La demagogia populista y el multipartidismo que está propiciando en muchos países, se han convertido en un peligro para la estabilidad que exigen la convivencia y el desarrollo. Hace pocas semanas hemos asistido con incredulidad a los conflictos en el Reino Unido, donde los cambios de Gobierno, los enfrentamientos entre los líderes y las ambiciones de independencia de Escocia han transformado su tradicional flema institucional en un guirigay, cuya última versión quizás sea la creciente reivindicación popular de volver a entrar en la UE. Que el 'Brexit', fruto de la demagogia sin duda, fue un error de los que se pagan a más o menos a corto plazo estaba cantado, pero la verdad es que nadie pronosticaba que se empezase a lamentar tan pronto.
Con todo, donde más se están notando en los últimos tiempos los desgarros que causa la demagogia en el orden democrático e institucional es en los Estados Unidos. La potencia mas importante y la que más se empeña en defender la democracia en otros países, bien es verdad que no siempre de manera desinteresada, rompió su estatus tradicional con la irrupción en la vida pública de Donald Trump. Nadie se explica todavía cómo semejante personaje, sobre quien pesan tantas acusaciones, juicios y dudas de honradez, pudo llegar a la Casa Blanca y permanecer, escándalo tras escándalo, cuatro años, incluido un intento de golpe para perpetuarse en el poder que los votantes habían dado por agotado. Algunos, sin embargo, aunque resulte inverosímil, se niegan a aceptarlo. Bien es verdad que se trata casi exclusivamente de los que se aprovechaban de su ejemplo para enriquecerse, de los racistas que aún quedan y los desquiciados que le siguen con fervor religioso. Su sombra demagógica y prepotente es alargada y lo estamos viendo en la Cámara de Representantes, donde el partido republicano, que acaba de alcanzar la mayoría, no consigue, votación tras votación, elegir al que habrá de ser líder de la oposición a la Administración demócrata de Biden. Lo curioso es que la demagogia de Trump es completamente distinta de la que se prodiga mayoritaria en otros países. Trump no propugna la igualdad, ni mucho menos incrementar los impuestos a los ricos.

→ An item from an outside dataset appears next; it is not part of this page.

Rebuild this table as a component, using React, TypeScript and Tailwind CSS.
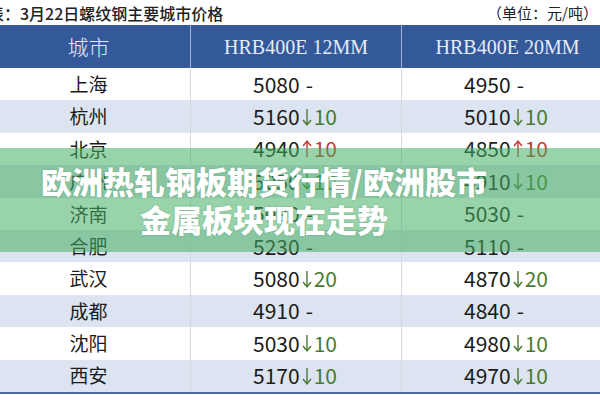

Todo lo contrario, es un defraudador nato a la hacienda pública -el primer año como presidente y dueño de múltiples negocios, entre los que destacan los casinos de juego- consta que pagó de impuestos 750 dólares. Su demagogia es que defraudar es conveniente, porque ayuda a crear empleo y a que las familias dispongan de más dinero para que la economía fluya. Y hay quienes lo comparten, aunque todavía no dispongan ni de sistema de salud ni de universidades gratis para sus hijos. En Europa, el populismo distorsiona la vida pública con otros argumentos, pero casi tan disparatados y nefastos para que la política pueda recuperar la sensatez y la autoridad.